I like that all the operations return the maximum amount of information in a single access (e.g. Insert reports whether there was a previous entry), as these can really improve efficiency.

Retain should be DeleteFunc, with sense inverted.

We should try to harmonize the APIs of related collections types such as sets, lists, maps, queues, and so on. Java 1.5's collections did a good job of establishing conventions across a range of data types so that, for example, they all have an add(T) bool method that reports whether the size of the collection changed (though the API has grown to the point where I can no longer hold in memory).

Naming suggestion: package ordered; type Map; func NewMap{,Func}? Or package maps; type Ordered; func NewOrdered{,Func}?

@adonovan

Agreed, when this proposal was made, iterators had not yet been implemented. Now that they have been implemented, it makes sense to use iterator syntax.

The existence of Entry is a personal preference. Since seq2 has never been seen in other languages, tuple is used instead, but since go uses seq2, there is no better reason not to use it here.

Short names are indeed better than long names, changed in original proposal.

In my personal implementation it has indeed been the short name for some time

Although I still think seq2 is a less successful abstraction. ^_^

leaxoy commented 1 week ago

I don't like Range since it clashes with range in a confusing way though I'm not sure what a better name is.

InsertAll should just be Insert because of maps.Insert.

👍 to container/ordered. maps is for native maps.
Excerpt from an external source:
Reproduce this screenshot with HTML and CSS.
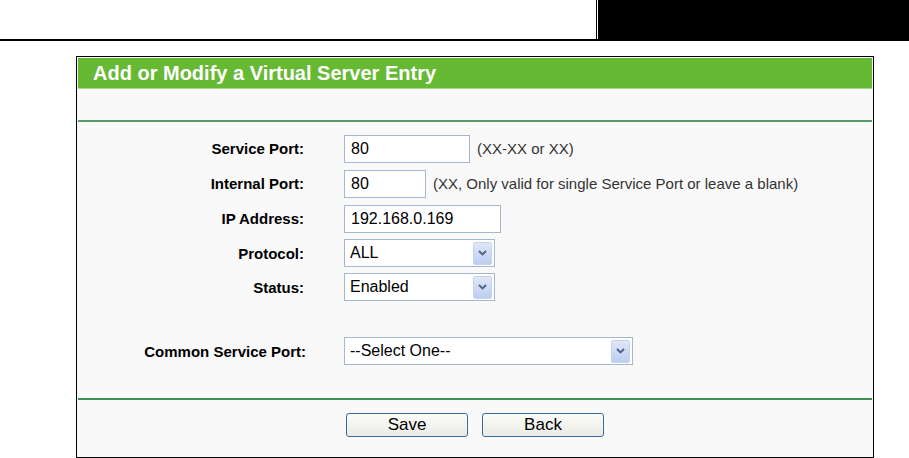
FILE: index.html
```html
<!DOCTYPE html>
<html>
<head>
<meta charset="utf-8">
<link rel="stylesheet" href="styles.css">
</head>
<body>
<div class="topbar">
  <div class="topbar-space"></div>
  <div class="topbar-tab"></div>
</div>
<div class="topline"></div>
<div class="frame">
  <div class="title">Add or Modify a Virtual Server Entry</div>
  <div class="subbar"></div>
  <div class="content">
    <div class="row r1">
      <div class="label">Service Port:</div>
      <div class="field"><div class="input w126">80</div><span class="hint">(XX-XX or XX)</span></div>
    </div>
    <div class="row r2">
      <div class="label">Internal Port:</div>
      <div class="field"><div class="input w82">80</div><span class="hint">(XX, Only valid for single Service Port or leave a blank)</span></div>
    </div>
    <div class="row r3">
      <div class="label">IP Address:</div>
      <div class="field"><div class="input w157">192.168.0.169</div></div>
    </div>
    <div class="row r4">
      <div class="label">Protocol:</div>
      <div class="field"><div class="select w151"><span class="sel-text">ALL</span><span class="arrow"><svg width="9" height="6" viewBox="0 0 9 6"><path d="M1 1 L4.5 4.5 L8 1" fill="none" stroke="#4d6185" stroke-width="1.8"/></svg></span></div></div>
    </div>
    <div class="row r5">
      <div class="label">Status:</div>
      <div class="field"><div class="select w151"><span class="sel-text">Enabled</span><span class="arrow"><svg width="9" height="6" viewBox="0 0 9 6"><path d="M1 1 L4.5 4.5 L8 1" fill="none" stroke="#4d6185" stroke-width="1.8"/></svg></span></div></div>
    </div>
    <div class="row r6">
      <div class="label">Common Service Port:</div>
      <div class="field"><div class="select w289"><span class="sel-text">--Select One--</span><span class="arrow"><svg width="9" height="6" viewBox="0 0 9 6"><path d="M1 1 L4.5 4.5 L8 1" fill="none" stroke="#4d6185" stroke-width="1.8"/></svg></span></div></div>
    </div>
  </div>
  <div class="buttons">
    <div class="btn">Save</div>
    <div class="btn">Back</div>
  </div>
</div>
</body>
</html>
```

FILE: styles.css
```css
html, body {
  margin: 0;
  padding: 0;
  background: #ffffff;
  font-family: "Liberation Sans", Arial, sans-serif;
  width: 909px;
  height: 458px;
  overflow: hidden;
}

.topbar {
  display: flex;
  height: 39px;
}
.topbar-space {
  width: 596px;
  border-right: 1px solid #000;
}
.topbar-tab {
  flex: 1;
  margin-left: 1px;
  background: #000;
}
.topline {
  height: 2px;
  background: #000;
}

.frame {
  margin: 15px 0 0 76px;
  width: 794px;
  height: 398px;
  border: 1px solid #000;
  padding: 1px;
  box-sizing: content-box;
  background: #f9f9f9;
  display: flex;
  flex-direction: column;
}

.title {
  height: 30px;
  background: #66b933;
  border-bottom: 1px solid #a9d98c;
  color: #ffffff;
  font-weight: bold;
  font-size: 20px;
  line-height: 30px;
  padding-left: 15px;
}

.subbar {
  height: 31px;
  background: #f9f9f9;
  border-bottom: 2px solid #5b9a6f;
}

.content {
  padding-top: 9px;
  height: 278px;
  box-sizing: border-box;
  border-bottom: 2px solid #3e9153;
}

.row {
  display: flex;
  align-items: center;
}
.r1, .r2, .r3 { height: 35px; }
.r4, .r5 { height: 34px; }
.r6 { margin-top: 30px; height: 34px; }

.label {
  width: 226px;
  text-align: right;
  font-weight: bold;
  font-size: 15px;
  color: #000;
  padding-right: 40px;
}
.r6 .label { width: 228px; padding-right: 38px; }

.field {
  display: flex;
  align-items: center;
}

.input {
  height: 26px;
  box-sizing: content-box;
  border: 1px solid #a4b7cf;
  background: #fff;
  font-size: 16px;
  line-height: 26px;
  padding: 0 6px;
  color: #000;
}
.w126 { width: 112px; }
.w82 { width: 68px; }
.w157 { width: 143px; }

.hint {
  font-size: 15px;
  color: #333;
  margin-left: 7px;
}

.select {
  height: 26px;
  border: 1px solid #a4b7cf;
  background: #fff;
  display: flex;
  align-items: center;
  justify-content: space-between;
  box-sizing: content-box;
}
.w151 { width: 149px; }
.w289 { width: 287px; }

.sel-text {
  font-size: 16px;
  padding-left: 5px;
  color: #000;
}

.arrow {
  width: 17px;
  height: 21px;
  margin-right: 2px;
  border-radius: 2px;
  background: linear-gradient(#dfe8f8, #bccdf0);
  border: 1px solid #c5d3ee;
  display: flex;
  align-items: center;
  justify-content: center;
}

.buttons {
  display: flex;
  padding-top: 13px;
  padding-left: 268px;
  gap: 14px;
}
.btn {
  width: 120px;
  height: 22px;
  border: 1px solid #3b6a9c;
  border-radius: 3px;
  background: linear-gradient(#fbfbf9, #ebebe5);
  font-size: 17px;
  line-height: 22px;
  text-align: center;
  color: #000;
}
```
If there's a type in maps, it should be for wrapping a native map in something with all the usual methods for other container types.

Also, SuperSetOf should be SupersetOf.

@jimmyfrasche

Since the native map supports direct insertion of a key-value pair at the syntactic level, but this does not work here. If you insert a sequence using insert, then I cannot think of any other suitable naming for inserting the key-value.

How about use InsertSeq or InsertIter instead.

DeedleFake commented 1 week ago

InsertSeq() fits well with slices.AppendSeq().